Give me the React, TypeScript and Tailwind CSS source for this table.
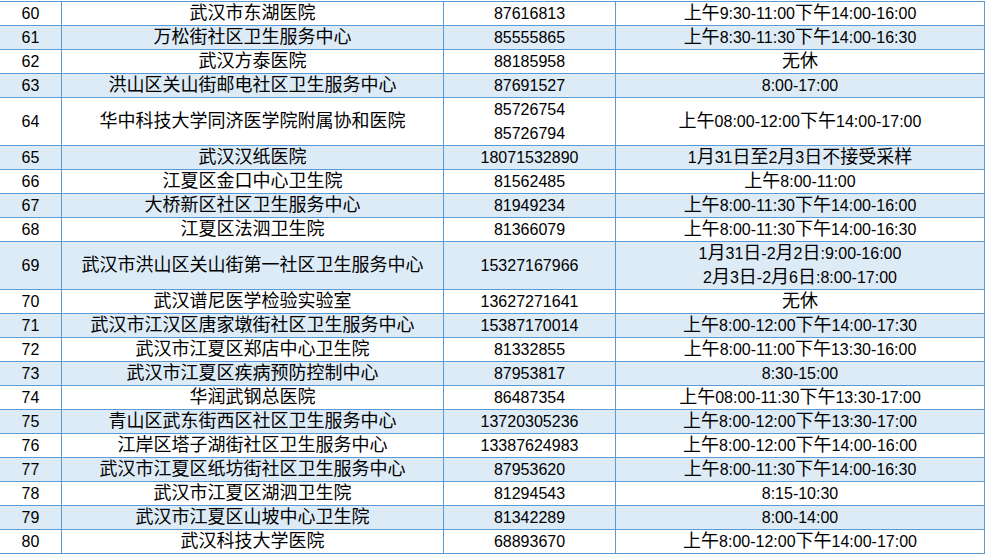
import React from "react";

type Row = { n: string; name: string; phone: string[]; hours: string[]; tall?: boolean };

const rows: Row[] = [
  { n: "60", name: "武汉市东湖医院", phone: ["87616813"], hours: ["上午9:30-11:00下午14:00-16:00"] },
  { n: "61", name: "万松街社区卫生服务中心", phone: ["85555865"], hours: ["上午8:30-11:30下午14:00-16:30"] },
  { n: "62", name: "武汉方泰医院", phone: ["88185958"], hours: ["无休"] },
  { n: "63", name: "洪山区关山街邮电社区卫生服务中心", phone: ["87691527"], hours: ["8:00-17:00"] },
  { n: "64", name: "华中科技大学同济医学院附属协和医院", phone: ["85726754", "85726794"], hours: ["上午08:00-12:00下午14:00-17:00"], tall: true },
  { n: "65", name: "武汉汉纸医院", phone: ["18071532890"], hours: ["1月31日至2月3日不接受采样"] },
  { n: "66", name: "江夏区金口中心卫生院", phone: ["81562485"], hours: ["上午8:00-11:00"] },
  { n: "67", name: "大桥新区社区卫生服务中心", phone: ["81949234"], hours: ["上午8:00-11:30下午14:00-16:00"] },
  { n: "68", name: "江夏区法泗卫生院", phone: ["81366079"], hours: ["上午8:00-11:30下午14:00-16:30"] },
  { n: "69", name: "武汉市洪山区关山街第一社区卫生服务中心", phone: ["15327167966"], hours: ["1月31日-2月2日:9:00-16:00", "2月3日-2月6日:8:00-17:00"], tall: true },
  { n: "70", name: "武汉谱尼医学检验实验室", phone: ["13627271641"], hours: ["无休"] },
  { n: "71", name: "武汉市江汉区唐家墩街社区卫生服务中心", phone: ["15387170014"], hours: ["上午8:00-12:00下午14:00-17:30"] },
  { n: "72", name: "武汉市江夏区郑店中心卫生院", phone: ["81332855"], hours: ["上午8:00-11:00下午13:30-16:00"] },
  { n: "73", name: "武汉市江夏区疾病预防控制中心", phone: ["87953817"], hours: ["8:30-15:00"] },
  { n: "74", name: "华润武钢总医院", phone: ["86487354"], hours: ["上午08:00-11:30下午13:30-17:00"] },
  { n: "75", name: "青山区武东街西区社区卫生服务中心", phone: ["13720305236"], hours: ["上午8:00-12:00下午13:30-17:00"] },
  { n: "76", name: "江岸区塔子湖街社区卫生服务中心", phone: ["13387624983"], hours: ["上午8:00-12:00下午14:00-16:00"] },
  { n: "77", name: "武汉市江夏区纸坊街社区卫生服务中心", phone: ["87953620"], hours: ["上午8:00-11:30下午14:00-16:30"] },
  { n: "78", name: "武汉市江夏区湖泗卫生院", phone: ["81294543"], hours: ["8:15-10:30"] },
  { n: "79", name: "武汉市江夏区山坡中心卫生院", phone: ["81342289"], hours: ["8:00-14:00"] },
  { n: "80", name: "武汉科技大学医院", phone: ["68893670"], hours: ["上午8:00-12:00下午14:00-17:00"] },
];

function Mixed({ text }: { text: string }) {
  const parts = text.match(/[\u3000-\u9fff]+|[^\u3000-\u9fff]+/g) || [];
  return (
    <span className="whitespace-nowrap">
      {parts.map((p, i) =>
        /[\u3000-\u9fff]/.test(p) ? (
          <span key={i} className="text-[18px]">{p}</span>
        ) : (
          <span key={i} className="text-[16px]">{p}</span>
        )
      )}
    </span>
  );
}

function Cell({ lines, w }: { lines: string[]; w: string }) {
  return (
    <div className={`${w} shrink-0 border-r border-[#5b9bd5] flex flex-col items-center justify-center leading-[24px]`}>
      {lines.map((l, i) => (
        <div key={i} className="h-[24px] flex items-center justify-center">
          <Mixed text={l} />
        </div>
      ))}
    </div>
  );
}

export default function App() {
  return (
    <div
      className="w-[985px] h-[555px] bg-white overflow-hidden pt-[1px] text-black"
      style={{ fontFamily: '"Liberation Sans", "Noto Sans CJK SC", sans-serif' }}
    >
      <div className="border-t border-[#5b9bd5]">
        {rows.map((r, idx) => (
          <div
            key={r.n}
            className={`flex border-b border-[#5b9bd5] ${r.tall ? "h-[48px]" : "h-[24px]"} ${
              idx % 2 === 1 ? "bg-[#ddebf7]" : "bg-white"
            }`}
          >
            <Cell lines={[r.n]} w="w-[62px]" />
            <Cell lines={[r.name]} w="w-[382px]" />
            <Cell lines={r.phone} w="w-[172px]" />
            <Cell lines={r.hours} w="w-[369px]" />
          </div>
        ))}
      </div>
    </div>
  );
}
———
• [PROBLEM DETAILS]: Skipping the pictures, transcribe each line above exactly as it appears.

• [TASK RESULT]:
Give me the React, TypeScript and Tailwind CSS source for this table.
import React from "react";

type Row = { n: string; name: string; phone: string[]; hours: string[]; tall?: boolean };

const rows: Row[] = [
  { n: "60", name: "武汉市东湖医院", phone: ["87616813"], hours: ["上午9:30-11:00下午14:00-16:00"] },
  { n: "61", name: "万松街社区卫生服务中心", phone: ["85555865"], hours: ["上午8:30-11:30下午14:00-16:30"] },
  { n: "62", name: "武汉方泰医院", phone: ["88185958"], hours: ["无休"] },
  { n: "63", name: "洪山区关山街邮电社区卫生服务中心", phone: ["87691527"], hours: ["8:00-17:00"] },
  { n: "64", name: "华中科技大学同济医学院附属协和医院", phone: ["85726754", "85726794"], hours: ["上午08:00-12:00下午14:00-17:00"], tall: true },
  { n: "65", name: "武汉汉纸医院", phone: ["18071532890"], hours: ["1月31日至2月3日不接受采样"] },
  { n: "66", name: "江夏区金口中心卫生院", phone: ["81562485"], hours: ["上午8:00-11:00"] },
  { n: "67", name: "大桥新区社区卫生服务中心", phone: ["81949234"], hours: ["上午8:00-11:30下午14:00-16:00"] },
  { n: "68", name: "江夏区法泗卫生院", phone: ["81366079"], hours: ["上午8:00-11:30下午14:00-16:30"] },
  { n: "69", name: "武汉市洪山区关山街第一社区卫生服务中心", phone: ["15327167966"], hours: ["1月31日-2月2日:9:00-16:00", "2月3日-2月6日:8:00-17:00"], tall: true },
  { n: "70", name: "武汉谱尼医学检验实验室", phone: ["13627271641"], hours: ["无休"] },
  { n: "71", name: "武汉市江汉区唐家墩街社区卫生服务中心", phone: ["15387170014"], hours: ["上午8:00-12:00下午14:00-17:30"] },
  { n: "72", name: "武汉市江夏区郑店中心卫生院", phone: ["81332855"], hours: ["上午8:00-11:00下午13:30-16:00"] },
  { n: "73", name: "武汉市江夏区疾病预防控制中心", phone: ["87953817"], hours: ["8:30-15:00"] },
  { n: "74", name: "华润武钢总医院", phone: ["86487354"], hours: ["上午08:00-11:30下午13:30-17:00"] },
  { n: "75", name: "青山区武东街西区社区卫生服务中心", phone: ["13720305236"], hours: ["上午8:00-12:00下午13:30-17:00"] },
  { n: "76", name: "江岸区塔子湖街社区卫生服务中心", phone: ["13387624983"], hours: ["上午8:00-12:00下午14:00-16:00"] },
  { n: "77", name: "武汉市江夏区纸坊街社区卫生服务中心", phone: ["87953620"], hours: ["上午8:00-11:30下午14:00-16:30"] },
  { n: "78", name: "武汉市江夏区湖泗卫生院", phone: ["81294543"], hours: ["8:15-10:30"] },
  { n: "79", name: "武汉市江夏区山坡中心卫生院", phone: ["81342289"], hours: ["8:00-14:00"] },
  { n: "80", name: "武汉科技大学医院", phone: ["68893670"], hours: ["上午8:00-12:00下午14:00-17:00"] },
];

function Mixed({ text }: { text: string }) {
  const parts = text.match(/[\u3000-\u9fff]+|[^\u3000-\u9fff]+/g) || [];
  return (
    <span className="whitespace-nowrap">
      {parts.map((p, i) =>
        /[\u3000-\u9fff]/.test(p) ? (
          <span key={i} className="text-[18px]">{p}</span>
        ) : (
          <span key={i} className="text-[16px]">{p}</span>
        )
      )}
    </span>
  );
}

function Cell({ lines, w }: { lines: string[]; w: string }) {
  return (
    <div className={`${w} shrink-0 border-r border-[#5b9bd5] flex flex-col items-center justify-center leading-[24px]`}>
      {lines.map((l, i) => (
        <div key={i} className="h-[24px] flex items-center justify-center">
          <Mixed text={l} />
        </div>
      ))}
    </div>
  );
}

export default function App() {
  return (
    <div
      className="w-[985px] h-[555px] bg-white overflow-hidden pt-[1px] text-black"
      style={{ fontFamily: '"Liberation Sans", "Noto Sans CJK SC", sans-serif' }}
    >
      <div className="border-t border-[#5b9bd5]">
        {rows.map((r, idx) => (
          <div
            key={r.n}
            className={`flex border-b border-[#5b9bd5] ${r.tall ? "h-[48px]" : "h-[24px]"} ${
              idx % 2 === 1 ? "bg-[#ddebf7]" : "bg-white"
            }`}
          >
            <Cell lines={[r.n]} w="w-[62px]" />
            <Cell lines={[r.name]} w="w-[382px]" />
            <Cell lines={r.phone} w="w-[172px]" />
            <Cell lines={r.hours} w="w-[369px]" />
          </div>
        ))}
      </div>
    </div>
  );
}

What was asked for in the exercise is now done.